Exercise directions:
Retype all material exactly. Pictures stay out of the copy.

Data lines:
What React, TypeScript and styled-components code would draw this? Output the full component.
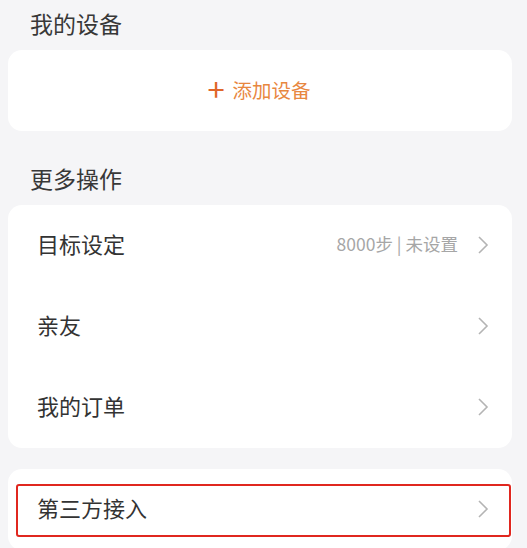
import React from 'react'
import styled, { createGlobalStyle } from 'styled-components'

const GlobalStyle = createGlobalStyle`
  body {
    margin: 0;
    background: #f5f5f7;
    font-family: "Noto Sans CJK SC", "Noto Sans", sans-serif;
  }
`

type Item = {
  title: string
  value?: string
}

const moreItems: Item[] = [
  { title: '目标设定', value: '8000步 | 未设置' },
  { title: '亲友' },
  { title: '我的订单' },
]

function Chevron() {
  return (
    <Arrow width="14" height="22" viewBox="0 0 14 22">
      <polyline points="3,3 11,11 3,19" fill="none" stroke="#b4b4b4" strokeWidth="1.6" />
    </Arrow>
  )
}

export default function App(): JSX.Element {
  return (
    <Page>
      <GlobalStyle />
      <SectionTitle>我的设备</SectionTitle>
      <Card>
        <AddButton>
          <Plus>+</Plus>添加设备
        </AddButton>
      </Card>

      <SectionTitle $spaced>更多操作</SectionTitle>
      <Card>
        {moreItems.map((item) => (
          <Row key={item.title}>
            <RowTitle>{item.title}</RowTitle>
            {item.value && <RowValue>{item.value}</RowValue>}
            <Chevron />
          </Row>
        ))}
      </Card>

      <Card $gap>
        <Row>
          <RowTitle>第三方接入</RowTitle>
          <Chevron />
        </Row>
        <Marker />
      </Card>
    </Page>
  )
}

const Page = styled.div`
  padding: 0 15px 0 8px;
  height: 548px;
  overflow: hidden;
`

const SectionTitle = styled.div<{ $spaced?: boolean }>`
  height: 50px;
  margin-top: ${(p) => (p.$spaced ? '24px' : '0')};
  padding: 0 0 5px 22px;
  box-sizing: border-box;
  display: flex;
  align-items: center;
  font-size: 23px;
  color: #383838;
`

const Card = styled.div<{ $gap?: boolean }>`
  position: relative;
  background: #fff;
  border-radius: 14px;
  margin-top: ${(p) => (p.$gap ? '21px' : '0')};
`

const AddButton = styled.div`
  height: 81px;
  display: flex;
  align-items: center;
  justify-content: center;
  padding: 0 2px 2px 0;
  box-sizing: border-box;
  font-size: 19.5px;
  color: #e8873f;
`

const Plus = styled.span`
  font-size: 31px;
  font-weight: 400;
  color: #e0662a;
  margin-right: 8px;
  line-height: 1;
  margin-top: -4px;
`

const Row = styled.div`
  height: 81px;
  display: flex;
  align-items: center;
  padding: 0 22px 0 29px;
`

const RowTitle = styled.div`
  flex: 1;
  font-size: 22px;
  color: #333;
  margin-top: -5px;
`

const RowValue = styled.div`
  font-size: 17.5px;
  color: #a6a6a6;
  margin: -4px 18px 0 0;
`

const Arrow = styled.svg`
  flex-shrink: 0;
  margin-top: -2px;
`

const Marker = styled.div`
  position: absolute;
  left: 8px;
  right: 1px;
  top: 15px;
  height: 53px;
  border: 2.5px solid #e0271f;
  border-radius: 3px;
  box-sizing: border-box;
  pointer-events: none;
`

Solved exercise:
What React, TypeScript and styled-components code would draw this? Output the full component.
import React from 'react'
import styled, { createGlobalStyle } from 'styled-components'

const GlobalStyle = createGlobalStyle`
  body {
    margin: 0;
    background: #f5f5f7;
    font-family: "Noto Sans CJK SC", "Noto Sans", sans-serif;
  }
`

type Item = {
  title: string
  value?: string
}

const moreItems: Item[] = [
  { title: '目标设定', value: '8000步 | 未设置' },
  { title: '亲友' },
  { title: '我的订单' },
]

function Chevron() {
  return (
    <Arrow width="14" height="22" viewBox="0 0 14 22">
      <polyline points="3,3 11,11 3,19" fill="none" stroke="#b4b4b4" strokeWidth="1.6" />
    </Arrow>
  )
}

export default function App(): JSX.Element {
  return (
    <Page>
      <GlobalStyle />
      <SectionTitle>我的设备</SectionTitle>
      <Card>
        <AddButton>
          <Plus>+</Plus>添加设备
        </AddButton>
      </Card>

      <SectionTitle $spaced>更多操作</SectionTitle>
      <Card>
        {moreItems.map((item) => (
          <Row key={item.title}>
            <RowTitle>{item.title}</RowTitle>
            {item.value && <RowValue>{item.value}</RowValue>}
            <Chevron />
          </Row>
        ))}
      </Card>

      <Card $gap>
        <Row>
          <RowTitle>第三方接入</RowTitle>
          <Chevron />
        </Row>
        <Marker />
      </Card>
    </Page>
  )
}

const Page = styled.div`
  padding: 0 15px 0 8px;
  height: 548px;
  overflow: hidden;
`

const SectionTitle = styled.div<{ $spaced?: boolean }>`
  height: 50px;
  margin-top: ${(p) => (p.$spaced ? '24px' : '0')};
  padding: 0 0 5px 22px;
  box-sizing: border-box;
  display: flex;
  align-items: center;
  font-size: 23px;
  color: #383838;
`

const Card = styled.div<{ $gap?: boolean }>`
  position: relative;
  background: #fff;
  border-radius: 14px;
  margin-top: ${(p) => (p.$gap ? '21px' : '0')};
`

const AddButton = styled.div`
  height: 81px;
  display: flex;
  align-items: center;
  justify-content: center;
  padding: 0 2px 2px 0;
  box-sizing: border-box;
  font-size: 19.5px;
  color: #e8873f;
`

const Plus = styled.span`
  font-size: 31px;
  font-weight: 400;
  color: #e0662a;
  margin-right: 8px;
  line-height: 1;
  margin-top: -4px;
`

const Row = styled.div`
  height: 81px;
  display: flex;
  align-items: center;
  padding: 0 22px 0 29px;
`

const RowTitle = styled.div`
  flex: 1;
  font-size: 22px;
  color: #333;
  margin-top: -5px;
`

const RowValue = styled.div`
  font-size: 17.5px;
  color: #a6a6a6;
  margin: -4px 18px 0 0;
`

const Arrow = styled.svg`
  flex-shrink: 0;
  margin-top: -2px;
`

const Marker = styled.div`
  position: absolute;
  left: 8px;
  right: 1px;
  top: 15px;
  height: 53px;
  border: 2.5px solid #e0271f;
  border-radius: 3px;
  box-sizing: border-box;
  pointer-events: none;
`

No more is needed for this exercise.